Comentario
El año 311 a. C. significa el principio del fin para la cultura tirrena. Estalla la guerra y, tras crueles campañas, toda Etruria aceptará el dictado de Roma en 280 a. C., pasando a formar parte del amplio mundo de sus pueblos sometidos, aunque formalmente aliados.
Sin embargo, no por ello concluye el arte etrusco: si hasta fines del siglo IV era aún el más importante de cuantos componían el complejo etrusco-itálico, el vuelco político no iba a suponer, de la noche a la mañana, el fin de encargos y talleres. La nobleza tirrena tenderá, sí, a romanizarse, a aprender latín e incluso, en ocasiones, a trasladarse a Roma, pero éste será un fenómeno progresivo, gradual, que durará más de siglo y medio. Mientras tanto, nada exige la transformación de costumbres funerarias y religiosas -por otra parte, tan parecidas a las romanas-, y por tanto los artesanos siguen trabajando.
Se advierte, eso sí, un cierto empobrecimiento material; era lógico en un pueblo conquistado. Sin embargo, casi lo que más sorprende es que éste sea tan suave hasta las guerras civiles de fines de la República. Durante los siglos III y II a. C. aún se levantarán templos de importancia, y no faltarán ostentosas tumbas en las necrópolis. Basta recordar, por ejemplo, la Tumba de los Relieves, acaso la más profusamente decorada de Caere, realizada hacia el 300 a. C.; y no conviene olvidar que gran parte de las tumbas de Norchia y de su entorno rupestre datan precisamente de los siglos IV y III a. C., pese a su aspecto tradicionalista.
Mas una cosa, sin embargo, resulta indudable: pese a las tendencias conservadoras de un pueblo que teme por su identidad cultural, se abre sin remedio la puerta a las novedades que llegan de Roma. La Urbe vive, desde la toma de Tarento (272 a. C.) y el sucesivo contacto con los reinos helenísticos, una intensa y absorbente pasión por todo lo griego, y la transmite a los pueblos que de ella dependen. No es que la helenización suponga en Etruria, como es obvio, ninguna novedad; lo que ocurre, sencillamente, es que su presión empieza a ser excesiva.

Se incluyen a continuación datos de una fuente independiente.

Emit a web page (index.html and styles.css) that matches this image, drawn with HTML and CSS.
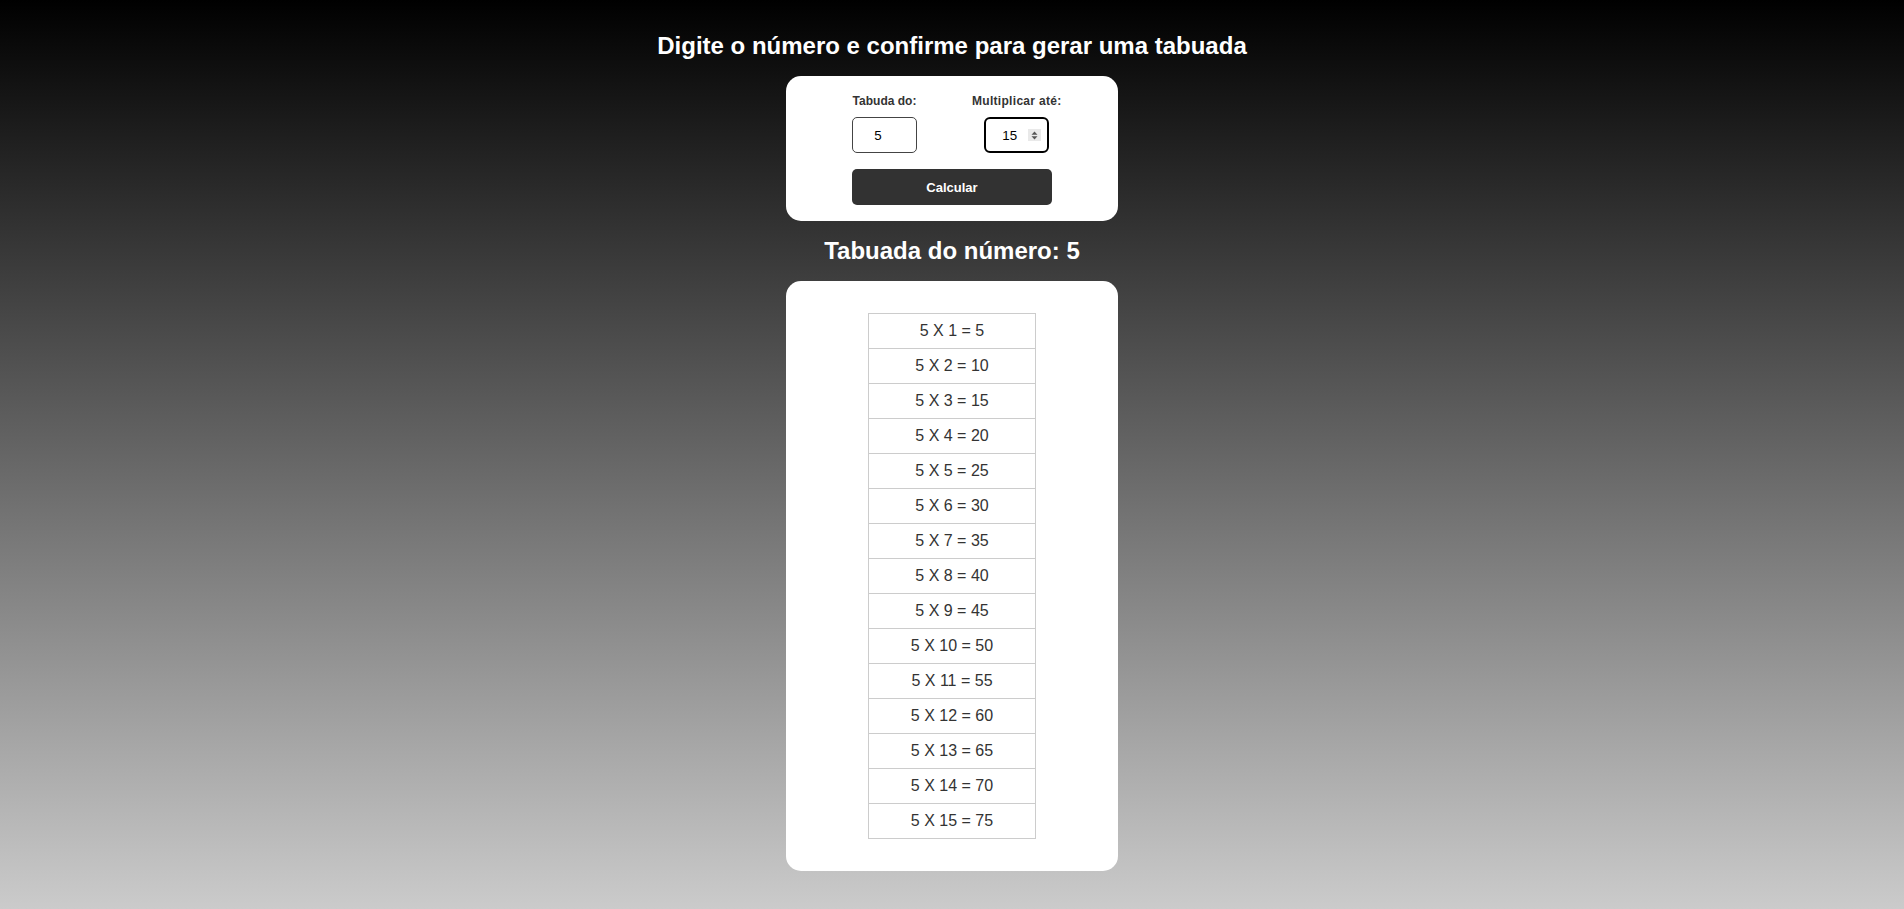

Ya en el siglo III comienza a apreciarse tal invasión incluso en la arquitectura, que hasta entonces había sido el aspecto mejor salvaguardado de la tradición etrusca. Aparecen frontones en tumbas y templos; ciertos hipogeos (como la Tumba Hildebranda de Sovana) adoptan columnatas, como si quisiesen inspirarse en los mausoleos monumentales de Asia Menor; elementos helénicos se introducen en la decoración (las pilastras acanaladas de la Tumba de la Alcoba de Caere, por ejemplo); y hasta llegan modos constructivos más puramente romanos, como el arco: entre los más bellos monumentos que adornan aún hoy las murallas de Etruria se encuentran precisamente los poderosos arcos de entrada de Volterra y Perugia, fechados en los siglos III y II a. C.
En los demás campos artísticos, la irrupción del helenismo es aún más profusa si cabe. A veces en bronce, pero casi siempre en barro, los artistas tirrenos reproducen los modelos de la plástica griega, y lo hacen en ocasiones, justo es reconocerlo, con singular fortuna; sirva como ejemplo el Apolo del templo de Lo Scasato en Faleries, que debe fecharse en la primera mitad del siglo III a. C.: se trata de un magnífico torso en arte ecléctico del Helenismo Temprano, lleno de vida por su nerviosismo, su carnosidad y su agitada cabellera. Y algo semejante puede decirse, ya en el siglo II a. C., de las figuras pintadas en la Tumba del Tifón de Tarquinia, verdadero trasunto del barroco pergaménico. En cuanto al Frontón de Ariadna hallado en Cività Alba, marca ya, a fines del mismo siglo, el enlace de lo itálico -aún representado por el material, terracota- con el arte pompeyano, bajo la fértil inspiración del decorativismo rodio.